El-Salahi returned to Khartoum in 1957 to teach at the Technical Institute. Sudan had been relinquished from British colonial rule in 1956, so the nation was seeing a burst in creativity & cultural expression. As a result, El-Salahi became a figurehead in the arts leading a movement called the “Khartoum School.” However, the influences of Western art did not sit well with other Sudanese intellectuals, and a show of El-Salahi’s work was rejected by critics. This led the artist to disengage for a while, wandering through Sudan and looking to the landscapes of his homeland for inspiration. He also returned to the practice of Arabic calligraphy, something that had been a hobby in his childhood, and these elements began to appear in his work. El-Salahi has said the rate he was producing paintings during this time was at a fever pitch, and he was aware of a transformation happening within him.

“Self-Portrait of Suffering” is the most notable piece from this period which ended around 1961. El-Salahi is clearly influenced by what he saw in the cubists, specifically Picasso. However, he’s also drawing on the ceremonial masks of the West African traditions, which were part of what inspired the cubist movement in the West. This confluence of elements feels appropriate for the inner turmoil of El-Salahi, trying to stay true to his personal sense, which was being influenced by his time in the West while trying to make his work relevant & coherent to a nation that was searching for an identity separate from its colonial rule. The suffering we see is an expression of that pull from either side, unsure of who he is. This is an absolutely brilliant concept for self-portrait, a form that is often centered on clear & precise definitions by the artist. Here it’s an admission of the struggle between being an individual and understanding the collective responsibility he had at this moment as a nation was finding its identity. 

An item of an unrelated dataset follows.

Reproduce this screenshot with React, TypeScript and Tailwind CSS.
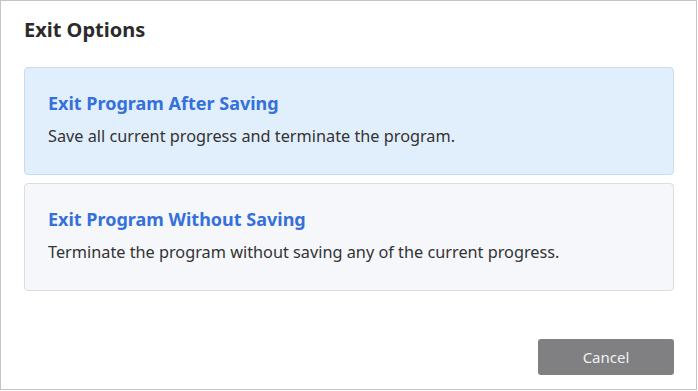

El-Salahi would begin creating art that suddenly found its place in Sudan, and by 1969 he was appointed as assistant cultural attache to the Sudanese embassy in London. In 1972, he once again returned to Sudan and was given the office of Director of Culture under the presidential regime of the time. In 1975, a coup was attempted, and El-Salahi was jailed under accusations that he had been a participant. Many Sudanese artists & intellectuals were imprisoned with these same accusations, and many members of the Sudanese Communist Party were too. None of these prisoners was allowed to write or draw during their incarceration, with two weeks of solitary confinement being the punishment. Nevertheless, el-Salahi managed to draw on the brown paper bags food was distributed in and buried them in the dirt of the cell floor so that his generation of ideas would not become dull. 

After his release in 1976, El-Salahi did not remain in Sudan for much longer. Two years later, he exiled himself and resided in Qatar, eventually settling in Oxford, UK. His work was the subject of the Tate Modern’s first contemporary retrospective of an African artist in 2013.